--- Start ---

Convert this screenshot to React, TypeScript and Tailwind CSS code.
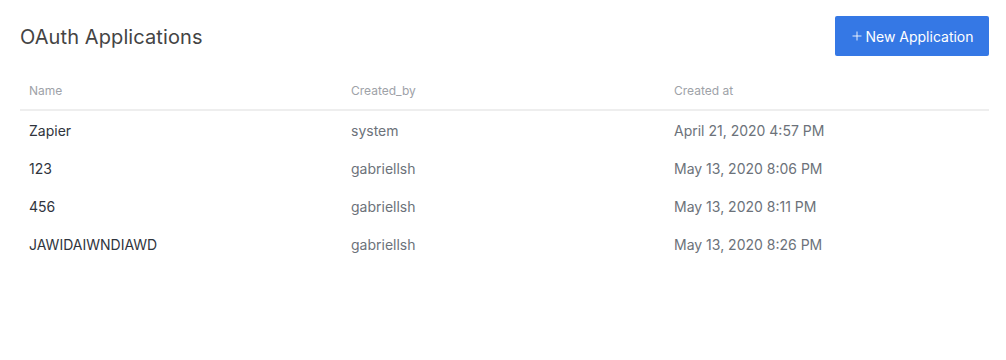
import { Plus } from "lucide-react";

const rows = [
  { name: "Zapier", by: "system", at: "April 21, 2020 4:57 PM" },
  { name: "123", by: "gabriellsh", at: "May 13, 2020 8:06 PM" },
  { name: "456", by: "gabriellsh", at: "May 13, 2020 8:11 PM" },
  { name: "JAWIDAIWNDIAWD", by: "gabriellsh", at: "May 13, 2020 8:26 PM" },
];

export default function App() {
  return (
    <div
      className="w-[1006px] h-[360px] bg-white pl-5 pr-[17px] pt-4"
      style={{ fontFamily: "Inter, 'Noto Sans', sans-serif" }}
    >
      <div className="flex items-center justify-between h-10">
        <h1 className="text-[20px] text-[#444] font-normal tracking-[0.1px] pt-[2px]">OAuth Applications</h1>
        <button className="flex items-center h-10 w-[154px] justify-center rounded-[2px] bg-[#3578e5] text-white text-[14px]">
          <Plus size={14} strokeWidth={1.5} className="mr-[1px]" />
          New Application
        </button>
      </div>

      <div className="mt-[17px]">
        <div className="grid grid-cols-3 h-[38px] items-center border-b-2 border-[#eeeeee] text-[12px] text-[#9ea2a8]">
          <div className="pl-[9px]">Name</div>
          <div className="pl-[8px]">Created_by</div>
          <div className="pl-[8px]">Created at</div>
        </div>
        {rows.map((r) => (
          <div key={r.name} className="grid grid-cols-3 h-[38px] items-center text-[14px]">
            <div className="pl-[9px] text-[#2f343d]">{r.name}</div>
            <div className="pl-[8px] text-[#6c727a]">{r.by}</div>
            <div className="pl-[8px] text-[#6c727a]">{r.at}</div>
          </div>
        ))}
      </div>
    </div>
  );
}
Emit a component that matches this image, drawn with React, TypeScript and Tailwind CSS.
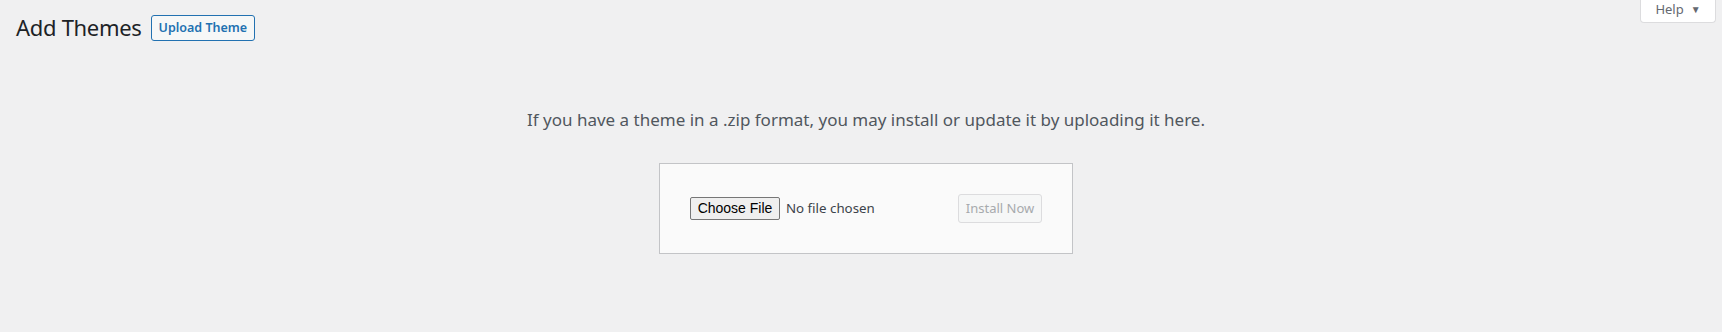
export default function App() {
  return (
    <div className="min-h-[332px] bg-[#f0f0f1] pl-[16px] pr-[6px] text-[#3c434a] [font-family:'Noto_Sans',sans-serif]">
      <div className="flex items-start justify-between">
        <div className="flex items-start gap-[9px] pt-[12px]">
          <h1 className="text-[22px] leading-[30px] font-normal tracking-[-0.3px] text-[#1d2327]">Add Themes</h1>
          <button className="mt-[3px] h-[26px] rounded-[3px] border border-[#2271b1] bg-[#f6f7f7] px-[7px] text-[12.5px] font-semibold leading-none text-[#2271b1]">
            Upload Theme
          </button>
        </div>
        <button className="flex h-[23px] w-[76px] items-center justify-center gap-[7px] rounded-b-[4px] border border-t-0 border-[#dcdcde] bg-white pb-[3px] text-[13px] text-[#646970]">
          <span>Help</span>
          <span className="text-[10px]">▼</span>
        </button>
      </div>

      <div className="flex flex-col items-center">
        <p className="mt-[66px] text-[17px] leading-[24px] text-[#50575e]">
          If you have a theme in a .zip format, you may install or update it by uploading it here.
        </p>
        <form className="mt-[31px] flex w-[414px] items-center justify-between border border-[#c3c4c7] bg-[#fafafa] p-[30px]">
          <div className="flex items-center gap-[6px]">
            <span className="flex h-[23px] w-[90px] items-center justify-center rounded-[2px] border border-[#767676] bg-[#efefef] text-[14px] text-black [font-family:'Liberation_Sans',Arial,sans-serif]">
              Choose File
            </span>
            <span className="text-[13.3px] text-[#3c434a]">No file chosen</span>
          </div>
          <button
            type="button"
            className="h-[29px] w-[84px] rounded-[3px] border border-[#dcdcde] bg-[#f6f7f7] text-[13px] text-[#a7aaad]"
          >
            Install Now
          </button>
        </form>
      </div>
    </div>
  );
}
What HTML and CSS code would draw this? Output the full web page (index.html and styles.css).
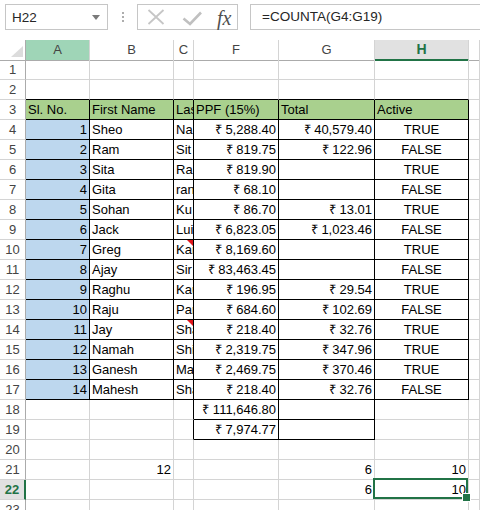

--- End ---

Omit pictures; set down the rest of the material word for word.

Convert this screenshot to React, TypeScript and Tailwind CSS code.
import { Plus } from "lucide-react";

const rows = [
  { name: "Zapier", by: "system", at: "April 21, 2020 4:57 PM" },
  { name: "123", by: "gabriellsh", at: "May 13, 2020 8:06 PM" },
  { name: "456", by: "gabriellsh", at: "May 13, 2020 8:11 PM" },
  { name: "JAWIDAIWNDIAWD", by: "gabriellsh", at: "May 13, 2020 8:26 PM" },
];

export default function App() {
  return (
    <div
      className="w-[1006px] h-[360px] bg-white pl-5 pr-[17px] pt-4"
      style={{ fontFamily: "Inter, 'Noto Sans', sans-serif" }}
    >
      <div className="flex items-center justify-between h-10">
        <h1 className="text-[20px] text-[#444] font-normal tracking-[0.1px] pt-[2px]">OAuth Applications</h1>
        <button className="flex items-center h-10 w-[154px] justify-center rounded-[2px] bg-[#3578e5] text-white text-[14px]">
          <Plus size={14} strokeWidth={1.5} className="mr-[1px]" />
          New Application
        </button>
      </div>

      <div className="mt-[17px]">
        <div className="grid grid-cols-3 h-[38px] items-center border-b-2 border-[#eeeeee] text-[12px] text-[#9ea2a8]">
          <div className="pl-[9px]">Name</div>
          <div className="pl-[8px]">Created_by</div>
          <div className="pl-[8px]">Created at</div>
        </div>
        {rows.map((r) => (
          <div key={r.name} className="grid grid-cols-3 h-[38px] items-center text-[14px]">
            <div className="pl-[9px] text-[#2f343d]">{r.name}</div>
            <div className="pl-[8px] text-[#6c727a]">{r.by}</div>
            <div className="pl-[8px] text-[#6c727a]">{r.at}</div>
          </div>
        ))}
      </div>
    </div>
  );
}
Emit a component that matches this image, drawn with React, TypeScript and Tailwind CSS.
export default function App() {
  return (
    <div className="min-h-[332px] bg-[#f0f0f1] pl-[16px] pr-[6px] text-[#3c434a] [font-family:'Noto_Sans',sans-serif]">
      <div className="flex items-start justify-between">
        <div className="flex items-start gap-[9px] pt-[12px]">
          <h1 className="text-[22px] leading-[30px] font-normal tracking-[-0.3px] text-[#1d2327]">Add Themes</h1>
          <button className="mt-[3px] h-[26px] rounded-[3px] border border-[#2271b1] bg-[#f6f7f7] px-[7px] text-[12.5px] font-semibold leading-none text-[#2271b1]">
            Upload Theme
          </button>
        </div>
        <button className="flex h-[23px] w-[76px] items-center justify-center gap-[7px] rounded-b-[4px] border border-t-0 border-[#dcdcde] bg-white pb-[3px] text-[13px] text-[#646970]">
          <span>Help</span>
          <span className="text-[10px]">▼</span>
        </button>
      </div>

      <div className="flex flex-col items-center">
        <p className="mt-[66px] text-[17px] leading-[24px] text-[#50575e]">
          If you have a theme in a .zip format, you may install or update it by uploading it here.
        </p>
        <form className="mt-[31px] flex w-[414px] items-center justify-between border border-[#c3c4c7] bg-[#fafafa] p-[30px]">
          <div className="flex items-center gap-[6px]">
            <span className="flex h-[23px] w-[90px] items-center justify-center rounded-[2px] border border-[#767676] bg-[#efefef] text-[14px] text-black [font-family:'Liberation_Sans',Arial,sans-serif]">
              Choose File
            </span>
            <span className="text-[13.3px] text-[#3c434a]">No file chosen</span>
          </div>
          <button
            type="button"
            className="h-[29px] w-[84px] rounded-[3px] border border-[#dcdcde] bg-[#f6f7f7] text-[13px] text-[#a7aaad]"
          >
            Install Now
          </button>
        </form>
      </div>
    </div>
  );
}
What HTML and CSS code would draw this? Output the full web page (index.html and styles.css).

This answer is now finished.